══ Collected data

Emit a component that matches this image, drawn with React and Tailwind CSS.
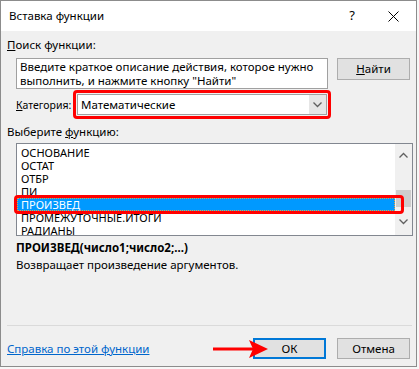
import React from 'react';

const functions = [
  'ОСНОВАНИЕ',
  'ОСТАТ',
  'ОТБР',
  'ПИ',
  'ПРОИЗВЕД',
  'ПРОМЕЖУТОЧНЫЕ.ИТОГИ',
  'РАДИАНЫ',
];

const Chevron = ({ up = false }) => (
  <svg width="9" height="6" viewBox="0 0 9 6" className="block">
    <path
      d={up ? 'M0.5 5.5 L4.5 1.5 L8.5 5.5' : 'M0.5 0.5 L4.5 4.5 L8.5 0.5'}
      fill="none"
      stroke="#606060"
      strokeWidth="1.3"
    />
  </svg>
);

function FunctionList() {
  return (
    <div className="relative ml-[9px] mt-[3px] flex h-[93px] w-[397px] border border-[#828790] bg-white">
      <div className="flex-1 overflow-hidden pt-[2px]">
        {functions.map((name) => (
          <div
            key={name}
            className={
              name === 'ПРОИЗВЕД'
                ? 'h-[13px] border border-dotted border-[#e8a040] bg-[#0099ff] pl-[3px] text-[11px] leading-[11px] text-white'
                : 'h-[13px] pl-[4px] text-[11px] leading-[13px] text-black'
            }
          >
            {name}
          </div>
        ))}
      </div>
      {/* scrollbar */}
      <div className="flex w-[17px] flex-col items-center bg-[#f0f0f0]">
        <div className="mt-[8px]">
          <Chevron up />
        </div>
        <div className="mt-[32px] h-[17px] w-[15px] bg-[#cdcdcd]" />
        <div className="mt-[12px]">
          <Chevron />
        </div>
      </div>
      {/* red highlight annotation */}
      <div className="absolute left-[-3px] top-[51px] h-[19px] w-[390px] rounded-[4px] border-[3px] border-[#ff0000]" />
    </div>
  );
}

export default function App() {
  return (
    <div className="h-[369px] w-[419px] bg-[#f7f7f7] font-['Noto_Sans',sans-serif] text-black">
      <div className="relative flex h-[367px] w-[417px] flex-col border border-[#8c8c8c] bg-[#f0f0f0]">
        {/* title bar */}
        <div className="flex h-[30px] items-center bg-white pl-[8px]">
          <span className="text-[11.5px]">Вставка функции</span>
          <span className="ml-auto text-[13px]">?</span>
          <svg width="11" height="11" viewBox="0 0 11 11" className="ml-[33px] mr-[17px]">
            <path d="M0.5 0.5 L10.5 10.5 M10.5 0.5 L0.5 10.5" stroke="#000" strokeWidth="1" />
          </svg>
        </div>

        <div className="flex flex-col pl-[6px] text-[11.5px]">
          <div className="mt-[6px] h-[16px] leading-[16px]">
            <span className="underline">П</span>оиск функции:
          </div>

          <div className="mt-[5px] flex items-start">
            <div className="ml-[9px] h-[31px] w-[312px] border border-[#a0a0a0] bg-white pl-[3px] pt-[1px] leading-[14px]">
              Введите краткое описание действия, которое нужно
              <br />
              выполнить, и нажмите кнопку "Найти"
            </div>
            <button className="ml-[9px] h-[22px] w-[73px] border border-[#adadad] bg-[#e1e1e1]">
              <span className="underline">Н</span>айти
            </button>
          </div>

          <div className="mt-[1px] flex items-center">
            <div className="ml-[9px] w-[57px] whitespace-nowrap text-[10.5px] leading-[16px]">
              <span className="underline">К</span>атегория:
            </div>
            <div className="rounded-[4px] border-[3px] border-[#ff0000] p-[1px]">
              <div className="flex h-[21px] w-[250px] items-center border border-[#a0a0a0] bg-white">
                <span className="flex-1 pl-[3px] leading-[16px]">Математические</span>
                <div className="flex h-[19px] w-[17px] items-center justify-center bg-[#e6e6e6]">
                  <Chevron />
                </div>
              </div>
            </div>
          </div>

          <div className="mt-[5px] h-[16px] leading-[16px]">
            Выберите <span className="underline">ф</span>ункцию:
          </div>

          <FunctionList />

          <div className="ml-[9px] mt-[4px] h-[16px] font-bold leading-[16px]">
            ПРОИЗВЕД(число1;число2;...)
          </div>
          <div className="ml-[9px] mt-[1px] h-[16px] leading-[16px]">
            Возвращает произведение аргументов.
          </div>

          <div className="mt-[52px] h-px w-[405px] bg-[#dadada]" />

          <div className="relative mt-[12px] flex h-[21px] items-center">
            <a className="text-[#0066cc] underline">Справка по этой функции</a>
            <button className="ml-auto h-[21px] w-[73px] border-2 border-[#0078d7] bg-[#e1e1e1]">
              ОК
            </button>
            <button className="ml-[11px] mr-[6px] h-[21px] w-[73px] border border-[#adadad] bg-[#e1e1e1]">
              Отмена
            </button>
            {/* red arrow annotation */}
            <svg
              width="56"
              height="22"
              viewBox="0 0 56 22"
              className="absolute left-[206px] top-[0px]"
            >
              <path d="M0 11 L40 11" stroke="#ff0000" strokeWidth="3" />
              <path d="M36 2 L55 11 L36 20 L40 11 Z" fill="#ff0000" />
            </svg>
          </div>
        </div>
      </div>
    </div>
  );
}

════

Required work
Reproduce the data above in full, exactly as it is, with the pictures left out.

Exercise response
Emit a component that matches this image, drawn with React and Tailwind CSS.
import React from 'react';

const functions = [
  'ОСНОВАНИЕ',
  'ОСТАТ',
  'ОТБР',
  'ПИ',
  'ПРОИЗВЕД',
  'ПРОМЕЖУТОЧНЫЕ.ИТОГИ',
  'РАДИАНЫ',
];

const Chevron = ({ up = false }) => (
  <svg width="9" height="6" viewBox="0 0 9 6" className="block">
    <path
      d={up ? 'M0.5 5.5 L4.5 1.5 L8.5 5.5' : 'M0.5 0.5 L4.5 4.5 L8.5 0.5'}
      fill="none"
      stroke="#606060"
      strokeWidth="1.3"
    />
  </svg>
);

function FunctionList() {
  return (
    <div className="relative ml-[9px] mt-[3px] flex h-[93px] w-[397px] border border-[#828790] bg-white">
      <div className="flex-1 overflow-hidden pt-[2px]">
        {functions.map((name) => (
          <div
            key={name}
            className={
              name === 'ПРОИЗВЕД'
                ? 'h-[13px] border border-dotted border-[#e8a040] bg-[#0099ff] pl-[3px] text-[11px] leading-[11px] text-white'
                : 'h-[13px] pl-[4px] text-[11px] leading-[13px] text-black'
            }
          >
            {name}
          </div>
        ))}
      </div>
      {/* scrollbar */}
      <div className="flex w-[17px] flex-col items-center bg-[#f0f0f0]">
        <div className="mt-[8px]">
          <Chevron up />
        </div>
        <div className="mt-[32px] h-[17px] w-[15px] bg-[#cdcdcd]" />
        <div className="mt-[12px]">
          <Chevron />
        </div>
      </div>
      {/* red highlight annotation */}
      <div className="absolute left-[-3px] top-[51px] h-[19px] w-[390px] rounded-[4px] border-[3px] border-[#ff0000]" />
    </div>
  );
}

export default function App() {
  return (
    <div className="h-[369px] w-[419px] bg-[#f7f7f7] font-['Noto_Sans',sans-serif] text-black">
      <div className="relative flex h-[367px] w-[417px] flex-col border border-[#8c8c8c] bg-[#f0f0f0]">
        {/* title bar */}
        <div className="flex h-[30px] items-center bg-white pl-[8px]">
          <span className="text-[11.5px]">Вставка функции</span>
          <span className="ml-auto text-[13px]">?</span>
          <svg width="11" height="11" viewBox="0 0 11 11" className="ml-[33px] mr-[17px]">
            <path d="M0.5 0.5 L10.5 10.5 M10.5 0.5 L0.5 10.5" stroke="#000" strokeWidth="1" />
          </svg>
        </div>

        <div className="flex flex-col pl-[6px] text-[11.5px]">
          <div className="mt-[6px] h-[16px] leading-[16px]">
            <span className="underline">П</span>оиск функции:
          </div>

          <div className="mt-[5px] flex items-start">
            <div className="ml-[9px] h-[31px] w-[312px] border border-[#a0a0a0] bg-white pl-[3px] pt-[1px] leading-[14px]">
              Введите краткое описание действия, которое нужно
              <br />
              выполнить, и нажмите кнопку "Найти"
            </div>
            <button className="ml-[9px] h-[22px] w-[73px] border border-[#adadad] bg-[#e1e1e1]">
              <span className="underline">Н</span>айти
            </button>
          </div>

          <div className="mt-[1px] flex items-center">
            <div className="ml-[9px] w-[57px] whitespace-nowrap text-[10.5px] leading-[16px]">
              <span className="underline">К</span>атегория:
            </div>
            <div className="rounded-[4px] border-[3px] border-[#ff0000] p-[1px]">
              <div className="flex h-[21px] w-[250px] items-center border border-[#a0a0a0] bg-white">
                <span className="flex-1 pl-[3px] leading-[16px]">Математические</span>
                <div className="flex h-[19px] w-[17px] items-center justify-center bg-[#e6e6e6]">
                  <Chevron />
                </div>
              </div>
            </div>
          </div>

          <div className="mt-[5px] h-[16px] leading-[16px]">
            Выберите <span className="underline">ф</span>ункцию:
          </div>

          <FunctionList />

          <div className="ml-[9px] mt-[4px] h-[16px] font-bold leading-[16px]">
            ПРОИЗВЕД(число1;число2;...)
          </div>
          <div className="ml-[9px] mt-[1px] h-[16px] leading-[16px]">
            Возвращает произведение аргументов.
          </div>

          <div className="mt-[52px] h-px w-[405px] bg-[#dadada]" />

          <div className="relative mt-[12px] flex h-[21px] items-center">
            <a className="text-[#0066cc] underline">Справка по этой функции</a>
            <button className="ml-auto h-[21px] w-[73px] border-2 border-[#0078d7] bg-[#e1e1e1]">
              ОК
            </button>
            <button className="ml-[11px] mr-[6px] h-[21px] w-[73px] border border-[#adadad] bg-[#e1e1e1]">
              Отмена
            </button>
            {/* red arrow annotation */}
            <svg
              width="56"
              height="22"
              viewBox="0 0 56 22"
              className="absolute left-[206px] top-[0px]"
            >
              <path d="M0 11 L40 11" stroke="#ff0000" strokeWidth="3" />
              <path d="M36 2 L55 11 L36 20 L40 11 Z" fill="#ff0000" />
            </svg>
          </div>
        </div>
      </div>
    </div>
  );
}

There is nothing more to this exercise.